Passata l’ovazione totale ai Mr.Big entrano gli svedesi Europe. Purtroppo il pubblico non li ha accolti subito benissimo, Joey Tempest ha avuto difficoltà a scaldare i presenti. L’entusiasmo generato dai Mr.Big si spegne, e solo nel finale si riprenderà definitivamente grazie alla sapiente opera di Tempest che corre da una parte all’altra del palco, ruota l’asta del microfono rievocando i fasti di un tempo. Il gruppo è una garanzia nell’esecuzione dei pezzi, troppo sotto tono John Norum, che ho avuto l’impressione fosse un po’ stanco. Il cerino sempre spento sui pezzi più recenti degli Europe si accende definitivamente dalle prime note di Carrie. Da lì in poi il pubblico sarà nelle mani di Tempest e soci.

Si fanno le 19.30 circa ed è la volta di Mr David Coverdale e i suoi Whitesnake che come i loro compagni di scuderia, hanno da poco pubblicato un album per la Frontiers. Il pubblico è in evidente stato di eccitazione, e Coverdale nonostante non sia più un giovanotto si atteggia a tale. La prova del gruppo è esemplare, sorretta anche dall’unico momento in cui tutto funziona a dovere nei suoni. I nuovo acquisti dimostrano un’efficace e produttiva integrazione nel gruppo. Un Coverdale in formissima ha coinvolto il pubblico, eccitato qualche trentenne o più, e fatto godere particolarmente nei classici. Meno riusciti gli interminabili assoli, banali all’inverosimile e piuttosto mal riusciti.

Passata la classe del serpente bianco è la volta degli intramontabili Judas Priest, che perdono uno dei membri storici K.K. Downing per voler continuare a registrare album e andare in concerto, seppure in maniera estremamente ridotta, dal prossimo anno. Il posto è stato coperto da Richie Faulkner, già chitarrista di Laurin Harris.
Tutto si ferma al Gods, viene montanto un telone davanti e ai lati del palco per coprire la scenografia preparata per l’Epitaph Tour. Scenografia industriale, con valangate di catene, d’altronde sono Made Of Steel, e come poteva quindi essere diversamente.

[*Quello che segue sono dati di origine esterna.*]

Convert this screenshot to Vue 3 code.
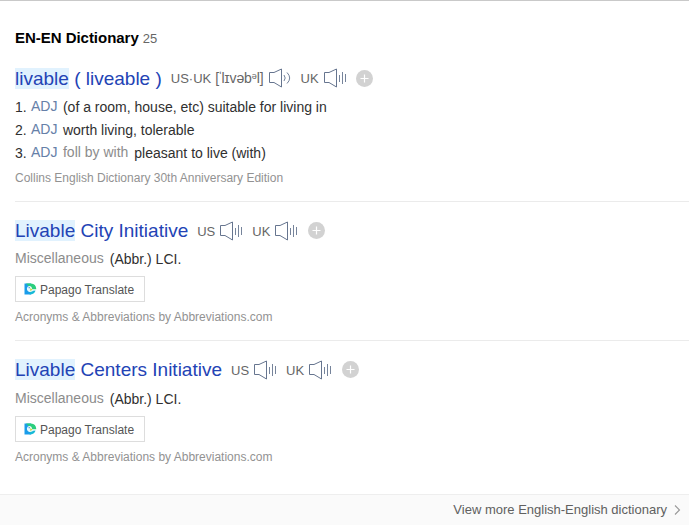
<script setup>
const entries = [
  {
    kind: 'collins',
    mark: 'livable',
    rest: ' ( liveable )',
    first: 'US·UK',
    ipa: true,
    wave: true,
    senses: [
      { pos: 'ADJ', text: '(of a room, house, etc) suitable for living in' },
      { pos: 'ADJ', text: 'worth living, tolerable' },
      { pos: 'ADJ', note: 'foll by with', text: 'pleasant to live (with)' },
    ],
    source: 'Collins English Dictionary 30th Anniversary Edition',
  },
  {
    kind: 'city',
    mark: 'Livable',
    rest: ' City Initiative',
    first: 'US',
    abbr: '(Abbr.) LCI.',
    source: 'Acronyms & Abbreviations by Abbreviations.com',
  },
  {
    kind: 'centers',
    mark: 'Livable',
    rest: ' Centers Initiative',
    first: 'US',
    abbr: '(Abbr.) LCI.',
    source: 'Acronyms & Abbreviations by Abbreviations.com',
  },
]
</script>

<template>
  <main class="page">
    <h3 class="heading">EN-EN Dictionary <span class="count">25</span></h3>

    <section v-for="e in entries" :key="e.kind" class="entry" :class="e.kind">
      <div class="head">
        <a class="word"><mark>{{ e.mark }}</mark>{{ e.rest }}</a>
        <span class="region">{{ e.first }}</span>
        <span v-if="e.ipa" class="ipa">[<span class="tick">ˈ</span>lɪvəb<span class="sup">ə</span>l]</span>
        <svg class="speaker" width="24" height="20" viewBox="0 0 24 20" fill="none">
          <path d="M1.5 4.5H6L13.5 1V19L6 14.5H1.5Z" stroke="#66758f" />
          <path v-if="e.wave" d="M16 7Q18.4 10 16 13M19 4.5Q24.4 10 19 15.5" stroke="#73829a" />
          <path v-else d="M16.5 7V14M19.5 4V16M22.5 6V14" stroke="#76849b" />
        </svg>
        <span class="region uk">UK</span>
        <svg class="speaker" width="24" height="20" viewBox="0 0 24 20" fill="none">
          <path d="M1.5 4.5H6L13.5 1V19L6 14.5H1.5Z" stroke="#66758f" />
          <path d="M16.5 7V14M19.5 4V16M22.5 6V14" stroke="#76849b" />
        </svg>
        <svg class="add" width="17" height="17" viewBox="0 0 17 17">
          <circle cx="8.5" cy="8.5" r="8.5" fill="#d2d2d2" />
          <path d="M8.5 4.5V12.5M4.5 8.5H12.5" stroke="#fff" stroke-width="1.2" />
        </svg>
      </div>

      <ol v-if="e.senses" class="senses">
        <li v-for="(s, i) in e.senses" :key="i">
          <span class="num">{{ i + 1 }}.</span>
          <span class="pos">{{ s.pos }}</span>
          <span v-if="s.note" class="note">{{ s.note }}</span>
          <span class="def">{{ s.text }}</span>
        </li>
      </ol>

      <template v-else>
        <div class="misc"><span class="note">Miscellaneous</span><span class="def">{{ e.abbr }}</span></div>
        <button class="papago">
          <svg width="13" height="12" viewBox="0 0 13 12">
            <path d="M0.5 0.5H7V11.5H0.5Z" fill="#1a9cea" />
            <path d="M2 0.5H7Q12 0.8 12.3 6.3H8Z" fill="#2bce7c" />
            <path d="M6 8L11.5 7.5Q10.5 11.5 5.5 11.5Z" fill="#16b9d6" />
            <path d="M2.9 5.5Q3 3 5.3 3Q7.8 3 8.2 6L9.3 7.8Q8 9.2 5.5 8.9Q2.9 8.4 2.9 5.5Z" fill="#e9f8fb" />
            <path d="M6 5.2L8.6 6.2L6.4 8.2Z" fill="#c6d943" />
            <circle cx="5.2" cy="4.7" r=".6" fill="#267fc2" />
          </svg>
          <span class="label">Papago Translate</span>
        </button>
      </template>

      <p class="source">{{ e.source }}</p>
    </section>

    <footer class="more">
      <span>View more English-English dictionary</span>
      <svg width="7" height="12" viewBox="0 0 7 12" fill="none">
        <path d="M1 1.5L5.5 6L1 10.5" stroke="#999" stroke-width="1.1" />
      </svg>
    </footer>
  </main>
</template>

<style>
body { margin: 0; background: #fff; }
</style>

<style scoped>
.page {
  box-sizing: border-box;
  width: 689px;
  height: 525px;
  overflow: hidden;
  display: flex;
  flex-direction: column;
  border-top: 1px solid #c9c9c9;
  font-family: "Liberation Sans", Arial, sans-serif;
  font-size: 14px;
  color: #303030;
  white-space: nowrap;
}
.heading {
  margin: 27px 0 0 15px;
  font-size: 15px;
  line-height: 20px;
  height: 20px;
  letter-spacing: -0.03px;
  color: #000;
}
.count { font-size: 13px; font-weight: 400; color: #666; }
.entry {
  box-sizing: border-box;
  margin-left: 15px;
  height: 139px;
  padding-top: 17px;
  border-bottom: 1px solid #ebebeb;
}
.entry.collins { height: 154px; padding-top: 18px; }
.entry.centers { border-bottom: 0; height: 153px; }
.head { display: flex; align-items: center; height: 24px; }
.word { color: #2343b5; font-size: 19px; line-height: 24px; white-space: pre; }
.word mark { background: #e1f2fe; color: inherit; display: inline-block; height: 21px; line-height: 21px; }
.collins .word { position: relative; top: 1px; }
.region { margin-left: 9px; color: #666; font-size: 13px; }
.ipa { margin-left: 4px; color: #666; font-size: 14px; letter-spacing: -0.1px; }
.sup { font-size: 9px; position: relative; top: -4px; }
.tick { position: relative; top: -1px; margin: 0 -1px; }
.speaker { margin-left: 4px; flex: none; }
.add { margin-left: 9.6px; margin-bottom: 1px; flex: none; }
.collins .add { margin-left: 9px; margin-bottom: 0; }
.senses { list-style: none; margin: 6px 0 0; padding: 0; }
.senses li { display: flex; height: 23px; line-height: 23px; }
.num { width: 16px; }
.pos { color: #6680a8; margin: -1px 5.5px 0 0; }
.note { color: #8c8c8c; margin: -1px 6px 0 0; }
.misc { display: flex; height: 23px; line-height: 23px; margin-top: 6px; }
.city .misc { margin-top: 5px; }
.papago {
  display: flex;
  align-items: center;
  gap: 3px;
  box-sizing: border-box;
  width: 130px;
  height: 26px;
  margin: 5px 0 0;
  padding: 0 0 0 8px;
  border: 1px solid #ddd;
  background: #fff;
  color: #555;
  font: 12px "Liberation Sans", Arial, sans-serif;
}
.label { padding-top: 1px; }
.source { margin: 6px 0 0; font-size: 12px; line-height: 18px; color: #929292; }
.collins .source { margin-top: 4px; }
.more {
  flex: 1;
  display: flex;
  justify-content: flex-end;
  align-items: center;
  gap: 7px;
  padding: 0 8px 1px 0;
  border-top: 1px solid #eee;
  background: #fafafa;
  color: #606060;
  font-size: 13px;
}
</style>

Per questo tour lo storico gruppo inglese ha ripescato da tutti, ma veramente tutti, gli album quasi a voler celabrare definitivamente la loro carriera ripercorrendola e ripresentandocela anche con supporti video. La prestazione di Halford è stata magistrale e senza cedimenti. Pubblico definitivamente impazzito sui grandi classici. Immancabile la scena di Halford che entra sul palco in moto. Al nuovo acquisto viene data carta bianca, ed è proprio lui che si smazzerà tutti i principali assoli; è sempre lui a correre ovunque sul palco, mentre Halford intrattiene il pubblico. Che dire, impeccabili e professionali.